Malkin points out that businesses need to earn enough operating funds to keep going (even non-profits); but making substantial profits on the meager earnings of the poor sticks in the craw of those trying to help improve the quality of life of those mired in poverty.

“Profit is not a dirty word in the microfinance world. The question is how much is appropriate. CGAP estimates the average return on assets for self-sufficient organizations to be 5.5 percent. The figure for Compartamos was 19.6 percent in the fourth quarter. Mr. Danel said Compartamos’s interest rates have fallen 30 percentage points over the last five years. ‘They go down based on efficiencies, and we pass this benefit on to the customer,’ he said. Compartamos grew to 840,000 customers last year, from 60,000 in 2000. Last April, Compartamos’ owners sold 30 percent of their stock on the Mexican stock market in an initial public offering. The public offering brought in $458 million. Private Mexican investors, including the bank’s top executives, pocketed $150 million from the sale. More than half of the public offering proceeds went back to development institutions that had invested in Compartamos when it moved from being a nonprofit to a commercial venture in 2000. One of them was Acción International, a Boston-based nongovernmental organization that helps build microcredit institutions and provides them with technical assistance. Acción invested $1 million in Compartamos in 2000. It sold half its 18 percent stake at the time of the public offering for $135 million. ‘This is one strategy to address poverty that doesn’t remain small and beautiful,’ said María Otero, president of Acción. Charles Waterfield, a microfinance consultant who has been among the most vocal critics of Compartamos’s model, disagrees. ‘Not only are they making obscene profits off poor people, they are in danger of tarnishing the rest of the industry,’ he said. ‘Compartamos is the first but they won’t be the last.’ … Mr. Danel and Mr. Labarthe argue that successful microlenders in a middle-income country like Mexico should use the capital markets, instead of crowding out donations.”

Malkin concedes that some clients are happy with Compartamos. She concludes her story with an account of some of Compartamos’ borrowers.

“At the recent weekly meeting of a group of Compartamos borrowers in the village of Valle de Vázquez, the interest rate was not a great concern. Indeed, several women said they had left another microfinance institution because it charged more. The group was well established, 35 strong and well into its third year of borrowing. The meeting, which took place in the living room of one borrower’s home, was the start of a new four-month borrowing cycle. A Compartamos manager, Claudia Ayala, began with a pep talk, pointing to a house plant set on a chair beside her. ‘This plant grows and this group can grow,’ she said to the women, who were listless in the afternoon heat. ‘How? By inviting more compañeras,’ or friends. ‘By fertilizing it with responsibility,’ she said.

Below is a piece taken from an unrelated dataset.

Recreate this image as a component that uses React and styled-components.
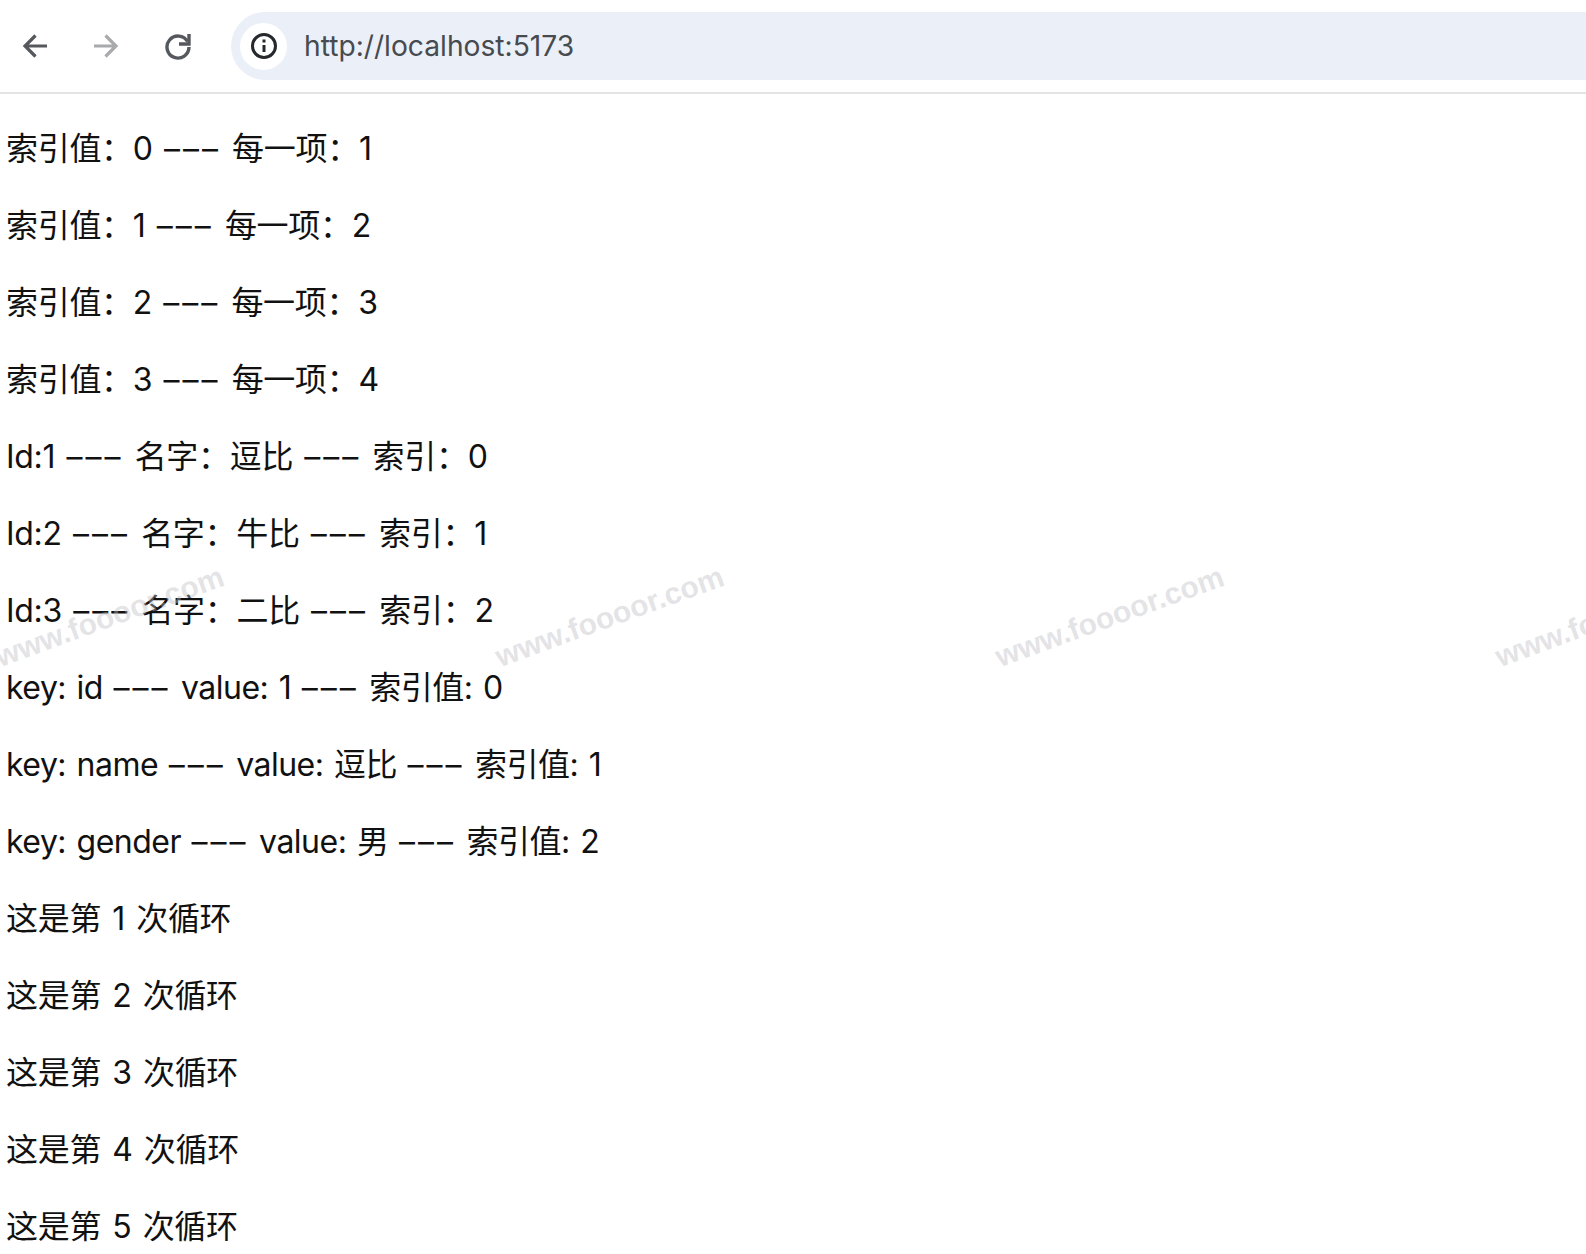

Though the village depends largely on remittances sent by relatives in the United States, the Compartamos loans have helped some women become self-sufficient. Silvina Martínez started a little restaurant in her house a year ago to sell her homemade snacks to students at a nearby high school. It has grown steadily since then. With this cycle, she was going to borrow about $1,100 to paint the restaurant and expand her menu. ‘It’s my own business,’ she said. ‘You are a slave to it, but at least it’s mine.’ Other women were successful entrepreneurs to start with, but the Compartamos credit gives them a push, allowing them to hire an employee or help ease their cash flow. Alejandra Abúndez, 57, keeps pigs and cattle, and produces 330 pounds of cheese a day, which she sells in the local market. She and her daughter, Micaela Rivera, were borrowing $3,550 from Compartamos to buy animal feed and to stock the tiny store in her front entryway.”

Credit is a double-edged sword. Muhammad Yunus began Grameen Bank because he understood that credit means financial power — a source of power normally denied to the poor. On the other hand, as the credit crisis in America has demonstrated, extending too much credit can cause an entire economy to falter. Neither situation (too little or too much credit) is good for either the poor or the country in which they live. I think the jury is still out on whether Compartamos is a good model to follow. One can’t deny that its approach provides it with greater access to funds. Neither can one deny that at some point the purpose of the loans that it provides is lost in the search for profits.